§ RECORDS:
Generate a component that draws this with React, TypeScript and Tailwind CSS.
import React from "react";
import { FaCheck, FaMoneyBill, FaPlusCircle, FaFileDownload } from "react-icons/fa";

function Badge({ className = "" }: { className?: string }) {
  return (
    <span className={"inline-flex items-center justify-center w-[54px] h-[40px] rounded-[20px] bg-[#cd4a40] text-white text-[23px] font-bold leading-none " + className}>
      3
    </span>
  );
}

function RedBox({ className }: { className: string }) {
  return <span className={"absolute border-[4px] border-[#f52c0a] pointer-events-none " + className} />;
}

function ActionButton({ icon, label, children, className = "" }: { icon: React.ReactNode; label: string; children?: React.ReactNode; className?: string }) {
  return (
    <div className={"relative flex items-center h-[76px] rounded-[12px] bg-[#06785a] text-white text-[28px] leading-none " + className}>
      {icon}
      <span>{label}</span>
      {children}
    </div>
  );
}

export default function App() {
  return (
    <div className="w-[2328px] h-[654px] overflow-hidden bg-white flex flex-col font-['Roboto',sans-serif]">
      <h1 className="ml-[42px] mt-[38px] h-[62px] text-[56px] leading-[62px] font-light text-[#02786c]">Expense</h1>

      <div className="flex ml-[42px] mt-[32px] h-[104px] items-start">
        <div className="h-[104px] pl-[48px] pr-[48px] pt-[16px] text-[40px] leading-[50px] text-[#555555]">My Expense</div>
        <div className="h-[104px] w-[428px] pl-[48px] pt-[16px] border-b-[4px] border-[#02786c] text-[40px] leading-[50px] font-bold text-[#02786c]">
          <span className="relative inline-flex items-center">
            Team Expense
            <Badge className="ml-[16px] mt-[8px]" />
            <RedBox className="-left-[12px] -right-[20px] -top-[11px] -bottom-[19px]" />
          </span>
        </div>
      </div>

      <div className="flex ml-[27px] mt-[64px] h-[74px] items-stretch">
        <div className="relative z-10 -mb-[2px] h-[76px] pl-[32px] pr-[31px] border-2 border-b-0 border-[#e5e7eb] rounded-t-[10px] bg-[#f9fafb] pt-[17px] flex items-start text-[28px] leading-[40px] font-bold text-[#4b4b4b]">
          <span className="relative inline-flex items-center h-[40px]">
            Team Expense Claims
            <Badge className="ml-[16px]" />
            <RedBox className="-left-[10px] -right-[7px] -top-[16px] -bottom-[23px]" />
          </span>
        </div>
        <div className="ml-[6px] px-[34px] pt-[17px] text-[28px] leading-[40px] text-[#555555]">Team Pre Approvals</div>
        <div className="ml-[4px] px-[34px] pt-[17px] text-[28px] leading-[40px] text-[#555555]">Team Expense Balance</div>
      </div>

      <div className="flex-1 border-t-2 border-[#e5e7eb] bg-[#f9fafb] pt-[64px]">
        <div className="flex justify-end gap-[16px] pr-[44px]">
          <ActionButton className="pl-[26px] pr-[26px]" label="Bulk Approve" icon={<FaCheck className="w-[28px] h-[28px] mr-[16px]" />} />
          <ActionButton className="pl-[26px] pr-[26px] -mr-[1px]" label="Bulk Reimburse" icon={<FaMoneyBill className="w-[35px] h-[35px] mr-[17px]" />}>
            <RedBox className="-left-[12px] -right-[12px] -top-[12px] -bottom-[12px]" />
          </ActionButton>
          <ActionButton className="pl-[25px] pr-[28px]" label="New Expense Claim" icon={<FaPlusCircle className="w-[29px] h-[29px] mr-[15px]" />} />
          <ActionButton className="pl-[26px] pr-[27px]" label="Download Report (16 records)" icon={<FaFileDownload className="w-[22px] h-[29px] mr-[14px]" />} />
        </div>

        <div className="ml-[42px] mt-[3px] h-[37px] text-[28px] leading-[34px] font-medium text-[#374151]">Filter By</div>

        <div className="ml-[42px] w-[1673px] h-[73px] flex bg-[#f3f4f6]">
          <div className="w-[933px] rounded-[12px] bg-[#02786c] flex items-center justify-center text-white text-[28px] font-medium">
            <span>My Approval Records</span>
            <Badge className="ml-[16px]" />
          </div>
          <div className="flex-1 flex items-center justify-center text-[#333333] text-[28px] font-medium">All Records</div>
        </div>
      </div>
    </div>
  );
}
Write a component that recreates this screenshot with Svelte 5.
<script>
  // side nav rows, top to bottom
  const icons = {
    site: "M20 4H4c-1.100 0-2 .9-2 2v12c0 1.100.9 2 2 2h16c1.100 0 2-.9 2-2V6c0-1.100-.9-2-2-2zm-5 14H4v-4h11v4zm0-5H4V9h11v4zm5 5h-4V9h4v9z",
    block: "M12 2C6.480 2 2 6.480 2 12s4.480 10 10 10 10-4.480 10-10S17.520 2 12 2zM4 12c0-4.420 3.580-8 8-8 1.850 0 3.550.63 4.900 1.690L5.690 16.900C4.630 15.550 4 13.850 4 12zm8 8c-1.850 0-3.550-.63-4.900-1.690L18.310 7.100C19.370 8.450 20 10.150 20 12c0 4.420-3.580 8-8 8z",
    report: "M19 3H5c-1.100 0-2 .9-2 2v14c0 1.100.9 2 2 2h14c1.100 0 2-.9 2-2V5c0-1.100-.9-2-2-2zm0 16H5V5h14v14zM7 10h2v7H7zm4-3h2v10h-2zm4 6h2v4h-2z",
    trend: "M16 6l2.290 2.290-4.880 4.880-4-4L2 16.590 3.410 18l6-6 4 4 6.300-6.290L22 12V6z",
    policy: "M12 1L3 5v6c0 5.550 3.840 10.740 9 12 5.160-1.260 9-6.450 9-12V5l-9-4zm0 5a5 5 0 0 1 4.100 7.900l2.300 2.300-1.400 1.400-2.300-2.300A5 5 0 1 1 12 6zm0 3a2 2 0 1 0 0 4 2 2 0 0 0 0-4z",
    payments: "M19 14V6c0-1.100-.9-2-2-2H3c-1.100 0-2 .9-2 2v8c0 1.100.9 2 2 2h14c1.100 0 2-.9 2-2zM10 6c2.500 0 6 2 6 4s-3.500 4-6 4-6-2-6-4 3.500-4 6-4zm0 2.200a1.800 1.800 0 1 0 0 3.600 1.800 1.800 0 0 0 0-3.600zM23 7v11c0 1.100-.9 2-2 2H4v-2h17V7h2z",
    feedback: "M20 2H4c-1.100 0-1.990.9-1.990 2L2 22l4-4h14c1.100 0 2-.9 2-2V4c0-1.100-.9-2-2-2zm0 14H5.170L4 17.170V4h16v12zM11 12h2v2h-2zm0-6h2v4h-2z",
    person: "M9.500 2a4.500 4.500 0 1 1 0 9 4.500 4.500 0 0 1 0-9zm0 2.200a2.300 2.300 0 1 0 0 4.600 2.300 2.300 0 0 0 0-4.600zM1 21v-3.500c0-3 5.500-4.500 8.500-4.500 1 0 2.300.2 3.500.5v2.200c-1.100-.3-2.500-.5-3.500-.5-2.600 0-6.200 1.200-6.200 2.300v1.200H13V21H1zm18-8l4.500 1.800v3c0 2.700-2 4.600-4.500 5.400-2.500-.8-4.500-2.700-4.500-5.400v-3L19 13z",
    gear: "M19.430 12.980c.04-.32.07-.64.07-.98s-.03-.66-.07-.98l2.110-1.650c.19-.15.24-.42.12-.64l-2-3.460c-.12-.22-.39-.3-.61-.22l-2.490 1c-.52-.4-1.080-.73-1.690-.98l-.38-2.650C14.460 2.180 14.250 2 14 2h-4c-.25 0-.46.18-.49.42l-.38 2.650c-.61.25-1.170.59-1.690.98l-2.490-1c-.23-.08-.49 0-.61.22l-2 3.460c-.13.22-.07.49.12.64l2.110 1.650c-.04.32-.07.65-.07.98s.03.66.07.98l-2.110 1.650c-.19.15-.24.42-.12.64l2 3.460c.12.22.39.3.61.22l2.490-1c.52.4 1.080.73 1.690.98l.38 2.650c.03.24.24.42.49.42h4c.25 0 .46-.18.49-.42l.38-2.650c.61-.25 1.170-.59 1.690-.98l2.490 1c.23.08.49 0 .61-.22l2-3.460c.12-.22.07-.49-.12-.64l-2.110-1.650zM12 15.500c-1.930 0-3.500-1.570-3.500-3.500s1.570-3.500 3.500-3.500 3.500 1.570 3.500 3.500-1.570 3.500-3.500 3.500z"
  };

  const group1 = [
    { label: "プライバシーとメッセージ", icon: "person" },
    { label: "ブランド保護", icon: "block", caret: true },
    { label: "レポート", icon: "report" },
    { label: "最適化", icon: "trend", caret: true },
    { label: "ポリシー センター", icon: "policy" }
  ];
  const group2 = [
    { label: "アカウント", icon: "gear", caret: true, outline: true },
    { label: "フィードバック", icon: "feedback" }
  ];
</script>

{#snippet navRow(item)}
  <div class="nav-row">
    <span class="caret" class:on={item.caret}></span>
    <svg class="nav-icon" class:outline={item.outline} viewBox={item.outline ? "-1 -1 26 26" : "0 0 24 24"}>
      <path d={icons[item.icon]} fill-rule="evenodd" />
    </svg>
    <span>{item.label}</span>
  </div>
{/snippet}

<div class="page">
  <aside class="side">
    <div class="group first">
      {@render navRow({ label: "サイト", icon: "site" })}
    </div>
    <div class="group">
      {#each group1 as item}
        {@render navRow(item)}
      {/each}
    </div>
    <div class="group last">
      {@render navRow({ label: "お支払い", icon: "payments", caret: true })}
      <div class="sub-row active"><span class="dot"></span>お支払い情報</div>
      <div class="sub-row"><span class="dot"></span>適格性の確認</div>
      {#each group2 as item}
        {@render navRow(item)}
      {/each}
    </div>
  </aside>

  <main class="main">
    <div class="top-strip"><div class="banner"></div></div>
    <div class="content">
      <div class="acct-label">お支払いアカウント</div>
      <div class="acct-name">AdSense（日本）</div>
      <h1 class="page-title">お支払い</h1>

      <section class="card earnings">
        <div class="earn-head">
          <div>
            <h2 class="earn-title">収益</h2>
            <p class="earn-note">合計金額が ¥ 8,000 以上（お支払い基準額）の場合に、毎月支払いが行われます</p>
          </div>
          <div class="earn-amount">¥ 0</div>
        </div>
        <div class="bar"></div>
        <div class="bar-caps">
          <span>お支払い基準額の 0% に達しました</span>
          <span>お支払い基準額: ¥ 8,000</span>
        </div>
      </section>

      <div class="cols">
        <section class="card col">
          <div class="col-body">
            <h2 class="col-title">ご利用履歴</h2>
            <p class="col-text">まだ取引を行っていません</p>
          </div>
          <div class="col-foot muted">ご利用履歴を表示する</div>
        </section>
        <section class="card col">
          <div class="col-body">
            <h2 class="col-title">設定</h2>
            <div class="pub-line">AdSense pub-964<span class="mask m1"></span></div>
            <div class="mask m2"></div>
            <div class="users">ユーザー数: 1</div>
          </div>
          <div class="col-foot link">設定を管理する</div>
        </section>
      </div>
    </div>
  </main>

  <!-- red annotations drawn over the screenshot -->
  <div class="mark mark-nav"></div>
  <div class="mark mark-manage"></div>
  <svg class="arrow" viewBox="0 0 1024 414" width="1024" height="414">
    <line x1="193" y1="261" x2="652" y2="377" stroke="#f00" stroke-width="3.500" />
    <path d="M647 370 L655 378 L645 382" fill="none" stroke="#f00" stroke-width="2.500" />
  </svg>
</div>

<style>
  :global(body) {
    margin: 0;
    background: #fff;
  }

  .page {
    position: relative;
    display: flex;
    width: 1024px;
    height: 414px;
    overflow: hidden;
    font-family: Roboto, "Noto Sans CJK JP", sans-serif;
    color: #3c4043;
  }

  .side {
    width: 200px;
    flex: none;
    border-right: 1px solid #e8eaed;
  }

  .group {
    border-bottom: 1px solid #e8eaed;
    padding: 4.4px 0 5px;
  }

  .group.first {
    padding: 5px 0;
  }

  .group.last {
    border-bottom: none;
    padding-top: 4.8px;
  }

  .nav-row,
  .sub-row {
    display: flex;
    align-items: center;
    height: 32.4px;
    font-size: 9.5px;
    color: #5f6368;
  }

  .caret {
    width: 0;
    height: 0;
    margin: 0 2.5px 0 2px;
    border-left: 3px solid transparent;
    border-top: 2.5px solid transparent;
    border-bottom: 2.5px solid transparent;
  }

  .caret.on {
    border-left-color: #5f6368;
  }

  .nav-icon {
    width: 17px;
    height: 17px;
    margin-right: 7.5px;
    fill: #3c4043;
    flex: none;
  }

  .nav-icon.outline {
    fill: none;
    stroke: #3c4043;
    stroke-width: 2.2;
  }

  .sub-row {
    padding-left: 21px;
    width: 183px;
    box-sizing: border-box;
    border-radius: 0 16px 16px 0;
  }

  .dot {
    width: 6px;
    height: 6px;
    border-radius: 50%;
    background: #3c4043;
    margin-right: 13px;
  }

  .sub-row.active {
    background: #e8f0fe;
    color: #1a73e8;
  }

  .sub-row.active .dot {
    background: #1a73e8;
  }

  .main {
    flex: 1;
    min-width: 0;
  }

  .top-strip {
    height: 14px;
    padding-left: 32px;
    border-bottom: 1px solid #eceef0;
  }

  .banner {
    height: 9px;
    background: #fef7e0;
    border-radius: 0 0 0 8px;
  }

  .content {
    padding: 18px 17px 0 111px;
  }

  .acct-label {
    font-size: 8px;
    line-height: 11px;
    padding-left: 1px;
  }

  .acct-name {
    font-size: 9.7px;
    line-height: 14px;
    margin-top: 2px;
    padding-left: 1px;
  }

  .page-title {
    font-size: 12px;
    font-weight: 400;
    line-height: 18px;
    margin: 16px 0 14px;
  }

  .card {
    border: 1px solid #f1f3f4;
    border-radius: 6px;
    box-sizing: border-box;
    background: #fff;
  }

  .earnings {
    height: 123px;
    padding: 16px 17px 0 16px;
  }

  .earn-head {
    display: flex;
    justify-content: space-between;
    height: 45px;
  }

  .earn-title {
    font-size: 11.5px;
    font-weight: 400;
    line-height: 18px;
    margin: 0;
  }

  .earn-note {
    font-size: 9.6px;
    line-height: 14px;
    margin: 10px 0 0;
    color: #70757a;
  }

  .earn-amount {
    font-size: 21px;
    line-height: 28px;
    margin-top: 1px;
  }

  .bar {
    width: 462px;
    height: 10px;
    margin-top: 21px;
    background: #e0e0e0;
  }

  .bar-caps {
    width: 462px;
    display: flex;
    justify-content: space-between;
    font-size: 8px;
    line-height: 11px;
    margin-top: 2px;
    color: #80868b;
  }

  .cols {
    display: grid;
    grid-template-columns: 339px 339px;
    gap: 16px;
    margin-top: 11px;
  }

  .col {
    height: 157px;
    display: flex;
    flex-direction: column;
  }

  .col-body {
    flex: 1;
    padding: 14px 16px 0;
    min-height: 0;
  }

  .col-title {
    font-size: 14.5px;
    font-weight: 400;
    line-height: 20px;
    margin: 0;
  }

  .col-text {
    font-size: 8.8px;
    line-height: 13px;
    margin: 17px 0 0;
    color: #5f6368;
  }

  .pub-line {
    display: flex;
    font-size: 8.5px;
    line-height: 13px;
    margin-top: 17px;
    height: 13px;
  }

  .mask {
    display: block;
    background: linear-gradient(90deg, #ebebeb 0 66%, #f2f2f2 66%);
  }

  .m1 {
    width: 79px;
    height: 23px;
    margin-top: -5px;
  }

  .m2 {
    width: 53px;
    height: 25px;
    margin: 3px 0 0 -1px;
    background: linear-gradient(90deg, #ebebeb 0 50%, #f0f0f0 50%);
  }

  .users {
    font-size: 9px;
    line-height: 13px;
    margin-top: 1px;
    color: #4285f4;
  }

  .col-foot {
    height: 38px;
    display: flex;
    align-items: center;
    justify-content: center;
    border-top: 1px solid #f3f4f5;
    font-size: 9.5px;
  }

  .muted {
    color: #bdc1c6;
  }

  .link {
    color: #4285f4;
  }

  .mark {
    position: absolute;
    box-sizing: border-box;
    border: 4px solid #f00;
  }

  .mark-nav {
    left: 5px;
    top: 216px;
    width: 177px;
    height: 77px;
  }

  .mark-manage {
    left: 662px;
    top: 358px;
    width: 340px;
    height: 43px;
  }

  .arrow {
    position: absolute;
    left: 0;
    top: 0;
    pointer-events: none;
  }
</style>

§ AIM:
Return exactly the lines from the beginning of the data above through the one containing "FaMoneyBill, FaPlusCircle, FaFileDownload", please. Include both end lines and add nothing else.

§ SOLUTION:
Generate a component that draws this with React, TypeScript and Tailwind CSS.
import React from "react";
import { FaCheck, FaMoneyBill, FaPlusCircle, FaFileDownload } from "react-icons/fa";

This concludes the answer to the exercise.